Por isso, eventos dedicados ao LIVRO, como este que agora é inaugurado, além do aspecto festivo, vejo-os como consagrações à inteligência e à liberdade.

Fui assíduo frequentador das FEIRAS DO LIVRO, desde sua primeira edição. Era, então, um adolescente que, como os do meus tempos, “cometia”, já, sentidas, amarguradas e inconsoláveis poesias. Forrei-me, depois, para minha “Lira dos Vinte Anos”, dos livros da Editora do Autor, que alcançou às prateleiras dos jovens românticos como eu, a poesia de Cecília Meireles (Sei que canto. E a canção é tudo. Tem sangue eterno, a asa ritmada. E um dia sei que estarei mudo: mais nada), Carlos Drummond de Andrade, Vinicius de Moraes, Manoel Bandeira, Paulo Mendes Campos (não vou mais sofrer sob as armações metálicas do mundo, como fiz outrora, quando ainda me perturbava a rosa) .

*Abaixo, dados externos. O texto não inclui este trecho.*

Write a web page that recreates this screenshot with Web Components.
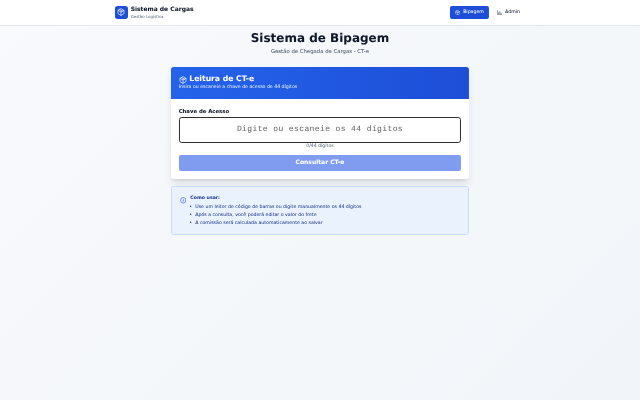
<!DOCTYPE html>
<html lang="pt-BR">
<head>
<meta charset="utf-8">
<title>Sistema de Bipagem</title>
<style>
  html, body { margin: 0; }
  body {
    width: 640px; height: 400px; overflow: hidden;
    background: linear-gradient(135deg, #f8fafc 0%, #f1f5f9 100%);
    font-family: "DejaVu Sans", sans-serif;
    text-rendering: geometricPrecision;
    -webkit-text-stroke: 0.1px;
  }
</style>
</head>
<body>
<app-page>
  <app-header></app-header>
  <page-title></page-title>
  <scan-card></scan-card>
  <help-box></help-box>
</app-page>

<script>
const BOX_ICON = `<path d="M21 8a2 2 0 0 0-1-1.73l-7-4a2 2 0 0 0-2 0l-7 4A2 2 0 0 0 3 8v8a2 2 0 0 0 1 1.73l7 4a2 2 0 0 0 2 0l7-4A2 2 0 0 0 21 16Z"/><path d="m3.3 7 8.7 5 8.7-5"/><path d="M12 22V12"/><path d="m7.5 4.27 9 5.15"/>`
const ICON_ATTRS = 'viewBox="0 0 24 24" fill="none" stroke="currentColor" stroke-width="2" stroke-linecap="round" stroke-linejoin="round"'

// the sections below are written at 1920x1200 sizes, each host zooms to a third
class AppPage extends HTMLElement {
  constructor() {
    super()
    this.attachShadow({ mode: 'open' })
    this.shadowRoot.innerHTML = `
<style>
  :host { display: block; width: 640px; height: 400px; transform: scale(0.9999); transform-origin: 0 0; filter: blur(0.2px); }
</style>
<slot></slot>`
  }
}

class AppHeader extends HTMLElement {
  constructor() {
    super()
    this.attachShadow({ mode: 'open' })
    this.shadowRoot.innerHTML = `
<style>
  :host { zoom: 0.33333; display: block; background: #fff; border-bottom: 1px solid #e2e8f0; box-shadow: 0 1px 2px rgba(15, 23, 42, 0.05); }
  .bar { width: 1232px; height: 75px; margin: 0 auto; display: flex; align-items: center; justify-content: space-between; }
  .brand { display: flex; align-items: center; gap: 8px; }
  .logo { width: 40px; height: 40px; border-radius: 8px; background: #1d4ed8; color: #fff; display: flex; align-items: center; justify-content: center; }
  .logo svg { width: 24px; height: 24px; }
  h1 { margin: 0; font-size: 18px; line-height: 28px; font-weight: 700; color: #0f172a; }
  small { display: block; font-size: 12px; line-height: 16px; color: #64748b; }
  nav { display: flex; align-items: center; gap: 8px; }
  a { display: flex; align-items: center; gap: 8px; height: 40px; padding: 0 16px; border-radius: 6px; font-size: 14px; color: #0f172a; }
  a.on { background: #1d4ed8; color: #fff; }
  a svg { width: 16px; height: 16px; }
</style>
<div class="bar">
  <div class="brand">
    <div class="logo"><svg ${ICON_ATTRS}>${BOX_ICON}</svg></div>
    <div><h1>Sistema de Cargas</h1><small>Gestão Logística</small></div>
  </div>
  <nav>
    <a class="on"><svg ${ICON_ATTRS}>${BOX_ICON}</svg>Bipagem</a>
    <a><svg ${ICON_ATTRS}><path d="M3 3v18h18"/><path d="M8 17v-5"/><path d="M13 17V7"/><path d="M18 17v-3"/></svg>Admin</a>
  </nav>
</div>`
  }
}

class PageTitle extends HTMLElement {
  constructor() {
    super()
    this.attachShadow({ mode: 'open' })
    this.shadowRoot.innerHTML = `
<style>
  :host { zoom: 0.33333; display: block; text-align: center; padding-top: 18px; }
  h2 { margin: 0; font-size: 36px; line-height: 40px; font-weight: 700; color: #0f172a; }
  p { margin: 8px 0 0; font-size: 16px; line-height: 24px; color: #475569; }
</style>
<h2>Sistema de Bipagem</h2>
<p>Gestão de Chegada de Cargas - CT-e</p>`
  }
}

class ScanCard extends HTMLElement {
  constructor() {
    super()
    this.attachShadow({ mode: 'open' })
    this.shadowRoot.innerHTML = `
<style>
  :host { zoom: 0.33333; display: block; width: 896px; margin: 33px auto 0; background: #fff; border-radius: 8px; box-shadow: 0 20px 25px -5px rgba(15, 23, 42, 0.1), 0 8px 10px -6px rgba(15, 23, 42, 0.1); }
  header { padding: 22px 24px 23px; border-radius: 8px 8px 0 0; background: linear-gradient(90deg, #2563eb, #1d4ed8); color: #fff; }
  .head { display: flex; align-items: center; gap: 8px; font-size: 23px; line-height: 32px; font-weight: 700; }
  .head svg { width: 24px; height: 24px; }
  .sub { font-size: 14px; line-height: 20px; color: #dbeafe; }
  .body { padding: 27px 24px 24px; }
  label { display: block; font-size: 16px; line-height: 24px; font-weight: 700; color: #0f172a; }
  .field { height: 78px; box-sizing: border-box; margin-top: 2px; border: 4px solid #2b2b2b; border-radius: 8px; display: flex; align-items: center; justify-content: center; font-family: "Liberation Mono", monospace; font-size: 24px; letter-spacing: 1.2px; color: #666; }
  .count { margin-top: 3px; text-align: center; font-size: 14px; line-height: 20px; color: #64748b; }
  .go { height: 48px; margin-top: 12px; border-radius: 6px; background: #7f9cf0; color: #fff; display: flex; align-items: center; justify-content: center; font-size: 18px; font-weight: 700; }
</style>
<header>
  <div class="head"><svg ${ICON_ATTRS}>${BOX_ICON}</svg>Leitura de CT-e</div>
  <div class="sub">Insira ou escaneie a chave de acesso de 44 dígitos</div>
</header>
<div class="body">
  <label>Chave de Acesso</label>
  <div class="field">Digite ou escaneie os 44 dígitos</div>
  <div class="count">0/44 dígitos</div>
  <div class="go">Consultar CT-e</div>
</div>`
  }
}

class HelpBox extends HTMLElement {
  constructor() {
    super()
    this.attachShadow({ mode: 'open' })
    this.shadowRoot.innerHTML = `
<style>
  :host { zoom: 0.33333; display: flex; gap: 12px; width: 896px; box-sizing: border-box; margin: 24px auto 0; padding: 27px 24px 17px; background: #eaf2fe; border: 2px solid #c7dafc; border-radius: 8px; color: #1e3a8a; }
  svg { width: 20px; height: 20px; flex: none; margin-top: 2px; color: #1d4ed8; }
  b { display: block; font-size: 14px; line-height: 20px; }
  ul { margin: 7px 0 0 -3px; padding: 0; list-style: none; font-size: 14px; line-height: 20px; }
  li { display: flex; }
  li::before { content: "•"; flex: none; width: 18px; }
  li + li { margin-top: 4px; }
</style>
<svg ${ICON_ATTRS}><circle cx="12" cy="12" r="10"/><path d="M12 16v-4"/><path d="M12 8h.01"/></svg>
<div>
  <b>Como usar:</b>
  <ul>
    <li>Use um leitor de código de barras ou digite manualmente os 44 dígitos</li>
    <li>Após a consulta, você poderá editar o valor do frete</li>
    <li>A comissão será calculada automaticamente ao salvar</li>
  </ul>
</div>`
  }
}

customElements.define('app-page', AppPage)
customElements.define('app-header', AppHeader)
customElements.define('page-title', PageTitle)
customElements.define('scan-card', ScanCard)
customElements.define('help-box', HelpBox)
</script>
</body>
</html>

Contava, a este tempo, no meu querido Colégio Pelotense, com as aulas do inesquecível professor Aldyr Garcia Schlee, que, entusiasta da literatura e da juventude, generosamente sonhava em fazer de seus alunos grandes escritores.

Tenho certeza de haver ele logrado êxito com um, ao menos: o MÁRIO OSÓRIO MAGALHÃES. (“jogava a tal felicidade de enxurrada à nossa porta e a gente nem sabia o que fazer com ela. Provavelmente ela por muitas noites pernoitou lá fora e nem sequer abrimos a janela”).

O livro, o personagem principal deste evento, penetrou profundamente em minha vida.

Através de suas páginas, apaixonei-me por personagens, aprofundei-me em dramas existenciais, naveguei por mares bravios, trilhei caminhos inóspitos, desfrutei paisagens, descobri encantos, conheci misérias, devassei conflitos íntimos, amei perdidamente…

Vivi a vida de tantos… em tantos lugares… em tantos tempos!

Os livros preencheram-me com muitas e variadas preciosidades. Alimentaram em mim, também, uma incessante e sempre insatisfeita curiosidade.

Incapaz de fazer melhor, que fale sobre isso, por mim, o poeta:

“trago dentro do meu coração,

Como um cofre que se não pode fechar, de cheio,

Todos os lugares onde estive,

Todos os portos a que cheguei.

Todas as paisagens que vi através de janelas ou de vigias,

Ou de tombadilhos, sonhando.

E tudo isso, que é tanto, é pouco para o que quero”.